The adage that what the people cannot do for themselves must be done by the Government here deserves a new twist. What the Government will not do must be done by the people themselves. And since what is involved here is not only the development of economic resources but also the preservation of the cultural integrity of the Indian peoples, it is only natural to assume that, if the social and economic position of the Indians is to be improved it is the Indian who will have to engineer that improvement. To accomplish this requires the recruitment of a corps of Indian leaders versed in the ways of the dominant white society but faithful to their Indian and tribal identity.
A MODEST PROPOSAL
The Southwestern Podunk State College of Animal Husbandry, and its intellectual counterparts across the nation, cannot supply the deficiency in Indian education. They are committed to taking Twentieth-century American civilization for granted; their primary purpose has been to train the hands of students, leaving their minds as pristine upon commencement as they were at matriculation. The hallmark of social success, moreover, is one's ability to enter gracefully into the Saturday-night-with-Dad's-car syndrome. Cross-cultural education can never succeed in such an environment; what is necessary is an institution cosmopolitan in character and dedicated to the investigation of the fundamental principles underlying the natural and social orders. Only in such an institution can there be real communication between representatives of differing cultures.

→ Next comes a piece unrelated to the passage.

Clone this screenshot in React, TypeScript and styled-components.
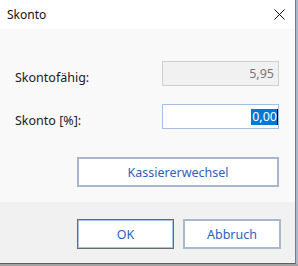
import styled, { createGlobalStyle } from 'styled-components'

const GlobalStyle = createGlobalStyle`
  html, body {
    margin: 0;
    padding: 0;
    background: #a9b7cf;
  }
  body {
    font-family: 'Noto Sans', 'Open Sans', sans-serif;
    font-size: 12px;
  }
`

export default function App() {
  return (
    <>
      <GlobalStyle />
      <Window>
        <TitleBar>
          <Title>Skonto</Title>
          <CloseIcon width='11' height='11' viewBox='0 0 11 11'>
            <path d='M0.5 0.5 L10.5 10.5 M10.5 0.5 L0.5 10.5' />
          </CloseIcon>
        </TitleBar>
        <Content>
          <FormGrid>
            <Label>Skontofähig:</Label>
            <Field readOnly>5,95</Field>
            <Label>Skonto [%]:</Label>
            <Field focused>
              <Selection>0,00</Selection>
              <Caret />
            </Field>
          </FormGrid>
          <WideButton>Kassiererwechsel</WideButton>
        </Content>
        <Footer>
          <DialogButton isDefault>OK</DialogButton>
          <DialogButton>Abbruch</DialogButton>
        </Footer>
      </Window>
      <BottomEdge />
    </>
  )
}

const Window = styled.div`
  width: 295px;
  height: 263px;
  display: flex;
  flex-direction: column;
  border-right: 1px solid #7c7c7c;
  border-bottom: 1px solid #5f5f5f;
  background: #f9f9f9;
`

const TitleBar = styled.div`
  height: 29px;
  flex: none;
  background: #ffffff;
  display: flex;
  align-items: center;
  justify-content: space-between;
  padding: 0 10px 0 7px;
`

const Title = styled.span`
  color: #111;
  font-size: 12px;
  margin-top: -1px;
`

const CloseIcon = styled.svg`
  stroke: #111;
  stroke-width: 1;
  fill: none;
  margin-top: -1px;
`

const Content = styled.div`
  flex: 1;
  background: #f9f9f9;
  padding: 32px 16px 0 15px;
  display: flex;
  flex-direction: column;
  align-items: flex-end;
`

const FormGrid = styled.div`
  width: 100%;
  display: grid;
  grid-template-columns: 1fr 117px;
  grid-auto-rows: 25px;
  row-gap: 18px;
  align-items: center;
`

const Label = styled.span`
  color: #222;
  font-size: 12.5px;
  margin-top: 7px;
`

const Field = styled.div<{ readOnly?: boolean; focused?: boolean }>`
  box-sizing: border-box;
  height: 25px;
  display: flex;
  align-items: center;
  justify-content: flex-end;
  overflow: hidden;
  position: relative;
  padding-right: ${(p) => (p.focused ? '1px' : '4px')};
  border: 1px solid ${(p) => (p.focused ? '#a5bfe2' : '#cfcfcf')};
  background: ${(p) => (p.readOnly ? '#f1f1f1' : '#ffffff')};
  color: ${(p) => (p.readOnly ? '#767676' : '#000')};
  font-size: 12.5px;
`

const Selection = styled.span`
  background: #0078d7;
  color: #ffffff;
  line-height: 16px;
  padding-left: 1px;
  white-space: nowrap;
`

const Caret = styled.span`
  position: absolute;
  right: 0;
  top: 4px;
  width: 1px;
  height: 16px;
  background: #000;
`

const ButtonBase = styled.button`
  box-sizing: border-box;
  height: 30px;
  font-family: inherit;
  font-size: 12.5px;
  color: #2c61c2;
  background: #ffffff;
  padding: 0;
`

const WideButton = styled(ButtonBase)`
  width: 202px;
  margin-top: 28px;
  border: 2px solid #a8b6cc;
`

const Footer = styled.div`
  height: 61px;
  flex: none;
  background: #f1f1f1;
  display: flex;
  justify-content: flex-end;
  align-items: flex-start;
  gap: 9px;
  padding: 17px 14px 0 0;
  box-sizing: border-box;
`

const DialogButton = styled(ButtonBase)<{ isDefault?: boolean }>`
  width: ${(p) => (p.isDefault ? '97px' : '98px')};
  border: ${(p) => (p.isDefault ? '1px solid #6b6b6b' : '2px solid #aab8cf')};
  box-shadow: ${(p) => (p.isDefault ? 'inset 0 0 0 1px #a9c2e4' : 'none')};
`

const BottomEdge = styled.div`
  width: 298px;
  height: 2px;
  background: #a3a3a3;
`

The University of Chicago is such an institution. It has been the chief objective of the College of the University to develop in its students some appreciation of and insight into the history, structure, values, and achievements of Western civilization. It attempts to do this by asking fundamental questions: fundamental in the sense that the same questions might be asked about Indian, Chinese, Russian or Mayan culture without any loss of relevance. American Indians coming to the University of Chicago would enter a community in which cultural and philosophical diversity are taken for granted, and in which the primary areas of concern and discussion are those which have enlisted the energies of the great minds of every civilized culture.

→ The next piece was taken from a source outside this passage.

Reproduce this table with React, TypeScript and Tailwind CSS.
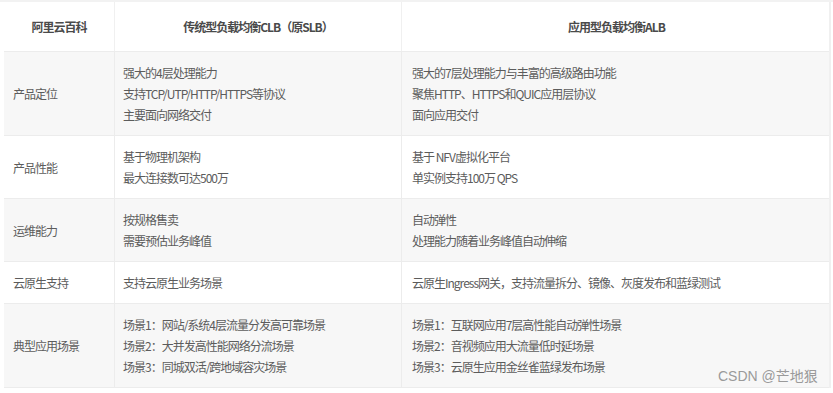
const rows: { label: string; clb: string[]; alb: string[]; bg: string }[] = [
  {
    label: "产品定位",
    clb: ["强大的4层处理能力", "支持TCP/UTP/HTTP/HTTPS等协议", "主要面向网络交付"],
    alb: ["强大的7层处理能力与丰富的高级路由功能", "聚焦HTTP、HTTPS和QUIC应用层协议", "面向应用交付"],
    bg: "bg-[#f7f7f7]",
  },
  {
    label: "产品性能",
    clb: ["基于物理机架构", "最大连接数可达500万"],
    alb: ["基于 NFV虚拟化平台", "单实例支持100万 QPS"],
    bg: "bg-white",
  },
  {
    label: "运维能力",
    clb: ["按规格售卖", "需要预估业务峰值"],
    alb: ["自动弹性", "处理能力随着业务峰值自动伸缩"],
    bg: "bg-[#f7f7f7]",
  },
  {
    label: "云原生支持",
    clb: ["支持云原生业务场景"],
    alb: ["云原生Ingress网关，支持流量拆分、镜像、灰度发布和蓝绿测试"],
    bg: "bg-white",
  },
  {
    label: "典型应用场景",
    clb: ["场景1：网站/系统4层流量分发高可靠场景", "场景2：大并发高性能网络分流场景", "场景3：同城双活/跨地域容灾场景"],
    alb: ["场景1：互联网应用7层高性能自动弹性场景", "场景2：音视频应用大流量低时延场景", "场景3：云原生应用金丝雀蓝绿发布场景"],
    bg: "bg-[#f7f7f7]",
  },
]

function Lines({ items }: { items: string[] }) {
  return (
    <div className="flex flex-col">
      {items.map((t) => (
        <span key={t} className="whitespace-nowrap">{t}</span>
      ))}
    </div>
  )
}

export default function App() {
  return (
    <div className="relative w-[833px] h-[393px] bg-white overflow-hidden font-['Noto_Sans_CJK_SC',sans-serif] text-[12px] leading-[21px] tracking-[-1px] text-[#5c5c5c]">
      {/* top strip */}
      <div className="h-[2px] bg-[#f2f2f2]" />

      <div className="ml-[4px] w-[827px] border-r-2 border-[#f0f0f0]">
        {/* header */}
        <div className="grid grid-cols-[111px_287px_429px] bg-white border-b border-[#ececec] font-bold text-[#4a4a4a]">
          <div className="py-[14px] text-center border-r border-[#f0f0f0]">阿里云百科</div>
          <div className="py-[14px] text-center border-r border-[#f0f0f0]">传统型负载均衡CLB（原SLB）</div>
          <div className="py-[14px] text-center">应用型负载均衡ALB</div>
        </div>

        {/* body */}
        {rows.map((r) => (
          <div key={r.label} className={`grid grid-cols-[111px_287px_429px] border-b border-[#ececec] ${r.bg}`}>
            <div className="flex items-center px-[9px] py-[10px] border-r border-[#ececec]">{r.label}</div>
            <div className="px-[8px] py-[10px] border-r border-[#ececec]">
              <Lines items={r.clb} />
            </div>
            <div className="px-[10px] py-[10px]">
              <Lines items={r.alb} />
            </div>
          </div>
        ))}
      </div>

      {/* watermark */}
      <div className="absolute left-[718px] top-[366px] text-[14px] tracking-normal text-[#9a9a9a] font-['Liberation_Sans','Noto_Sans_CJK_SC',sans-serif]">
        CSDN @芒地狠
      </div>
    </div>
  )
}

Nevertheless, the primary and secondary education of Indians is not generally such as would be conducive to academic success at the University of Chicago. Therefore, it would probably be wise, in embarking upon a program of Indian education, to abandon altogether the concept of "success and failure" in terms of grades received on examinations, and to substitute, at least in the initial stages of a given student's career at the University, the idea of an intellectual encounter which would be evaluated in terms of the individual's ability to understand that with which he is confronted without finding the cultural shock traumatic. Compromises and conversions (in terms of "acculturation" and "assimilation") are to be expected; they should not, however, become the object of the program.
Students would be provisionally selected, upon reference by the tribes or sympathetic organizations, on the basis of native intelligence, interests, personal recommendations, and interviews. During the summer preceding entrance to the University, they would take part in the Workshop on Indian Affairs sponsored by American Indian Development, Inc., in which they would examine the fundamental assumptions of Indian life, the history of the Indian peoples of North America, the present-day problems confronting Indians, and the understanding of the social sciences relevant to those problems.

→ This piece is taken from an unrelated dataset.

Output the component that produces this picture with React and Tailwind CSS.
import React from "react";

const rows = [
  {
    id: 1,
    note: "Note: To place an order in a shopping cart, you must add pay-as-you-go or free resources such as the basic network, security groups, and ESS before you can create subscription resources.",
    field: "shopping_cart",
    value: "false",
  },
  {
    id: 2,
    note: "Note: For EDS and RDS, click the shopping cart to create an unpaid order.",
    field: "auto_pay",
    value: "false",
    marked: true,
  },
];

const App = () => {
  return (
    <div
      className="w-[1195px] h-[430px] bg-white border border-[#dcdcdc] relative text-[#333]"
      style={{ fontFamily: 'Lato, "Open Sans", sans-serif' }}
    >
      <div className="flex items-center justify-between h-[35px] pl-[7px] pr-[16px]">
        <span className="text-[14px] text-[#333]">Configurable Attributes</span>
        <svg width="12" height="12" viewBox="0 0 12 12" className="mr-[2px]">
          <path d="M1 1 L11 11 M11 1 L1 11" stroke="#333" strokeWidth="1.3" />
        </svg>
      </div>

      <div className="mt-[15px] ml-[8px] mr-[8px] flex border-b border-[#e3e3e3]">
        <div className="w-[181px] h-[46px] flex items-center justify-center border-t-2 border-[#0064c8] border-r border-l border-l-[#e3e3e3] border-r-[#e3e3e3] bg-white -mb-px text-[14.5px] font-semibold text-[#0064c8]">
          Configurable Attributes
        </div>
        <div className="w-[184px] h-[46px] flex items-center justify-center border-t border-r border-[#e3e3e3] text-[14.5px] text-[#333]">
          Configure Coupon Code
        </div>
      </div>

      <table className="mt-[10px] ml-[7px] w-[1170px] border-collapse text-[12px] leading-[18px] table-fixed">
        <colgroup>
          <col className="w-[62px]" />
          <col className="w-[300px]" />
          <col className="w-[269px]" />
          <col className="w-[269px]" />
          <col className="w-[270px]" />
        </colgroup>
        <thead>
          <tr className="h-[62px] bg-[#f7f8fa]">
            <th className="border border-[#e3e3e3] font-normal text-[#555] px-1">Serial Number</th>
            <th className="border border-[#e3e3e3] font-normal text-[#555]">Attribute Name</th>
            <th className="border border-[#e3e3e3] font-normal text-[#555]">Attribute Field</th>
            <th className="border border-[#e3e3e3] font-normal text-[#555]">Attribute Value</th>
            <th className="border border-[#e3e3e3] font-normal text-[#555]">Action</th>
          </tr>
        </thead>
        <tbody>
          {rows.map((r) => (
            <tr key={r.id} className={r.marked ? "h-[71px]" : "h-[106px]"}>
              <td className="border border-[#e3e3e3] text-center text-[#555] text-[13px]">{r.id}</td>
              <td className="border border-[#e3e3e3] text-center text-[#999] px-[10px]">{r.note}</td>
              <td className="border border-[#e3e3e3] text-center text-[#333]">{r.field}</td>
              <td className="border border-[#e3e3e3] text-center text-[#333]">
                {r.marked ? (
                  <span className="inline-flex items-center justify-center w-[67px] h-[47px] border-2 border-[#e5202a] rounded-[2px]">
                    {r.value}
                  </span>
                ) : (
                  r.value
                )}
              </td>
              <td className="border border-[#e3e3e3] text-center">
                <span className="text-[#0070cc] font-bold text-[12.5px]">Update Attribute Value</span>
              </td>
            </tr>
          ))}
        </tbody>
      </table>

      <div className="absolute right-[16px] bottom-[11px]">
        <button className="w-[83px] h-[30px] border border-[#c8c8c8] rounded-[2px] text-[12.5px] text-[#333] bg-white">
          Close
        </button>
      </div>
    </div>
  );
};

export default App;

The Directors of the Workshop, all of whom to date have been graduates of the University of Chicago, would at the conclusion of the session make recommendations to the University on the basis of which students would be selected for admission.
The students thus selected would be enrolled in the University for one year as students-at-large. Sympathetic counseling would help them to formulate a program of courses in line with their interests and their capabilities. English composition and Social Science 121-122-123 (Culture and Freedom) would very likely be two of the staples.
During this year the student would be largely an observer of the conditions under which education is given and received. He would partake of the social and intellectual life of the University community but would not be subject to the pressures and demands of time and energy made upon "ordinary" first-year students.
At the end of this year, should the student so elect, he may take the course examination and register for the following year in one or another of the University's standard degree programs, at which time he will be officially considered without special reference to his being an Indian.
Throughout his stay at the University of Chicago, the Indian student will have the benefit of the advice and counsel of many sympathetic and understanding persons, among them the staff and students of the Department of Anthropology, the personnel of the Chicago American Indian Center, and many of the thousands of American Indians now resident in Chicago.
It is estimated that such a program will cost approximately five to seven hundred thousand dollars over a period of ten years, taking into consideration increases in the cost of tuition and living, and figuring on the basis of enrolling ten new Indian students per year. In addition to the scholarship funds now available to Indians, some two-thirds of the cost of the program would have to be met and provided for in the form of gifts to the University due to the general limitations upon the amount of money available to individual Indian students; one year at the University of Chicago currently costs about $2,500, all expenses included. The program could be scaled up or down depending upon the amount of money it is able to attract to the University. Educational foundations, the Federal Government, the tribes, and private associations are the most likely sources of funds. In order to do the actual fund-raising, a committee should be formed including representatives of both the University and the Indian community.
CONCLUSION
This paper has been prepared to serve as the basis for a general discussion of higher education for Indians. It suggests one way of coping with the difficulties of cross-cultural education in the context of "the Indian problem" but at the same time it raises many questions. It makes no provision for ensuring the acceptance of the student when -- and if -- he elects to return, for leadership positions in most Indian communities are the perquisites of age and wisdom, and not of a B.A. The young man or woman impatient to do good works is likely to become frustrated if his knowledge and abilities are not accepted by the tribe.
What are the characteristics which would indicate to a selection committee that an applicant will make the effort, in the first year of such a program, to enable him to make rationally the major decision of whether or not to continue in the University? The experience of small liberal arts colleges that have worked with "gradeless" systems should be helpful here.
There are many other problems, not the least of which is financing, presented by the above proposal. It is our hope that readers of this paper will give serious consideration to our suggestion, ponder the problems involved, and contribute their ideas for inclusion in future drafts.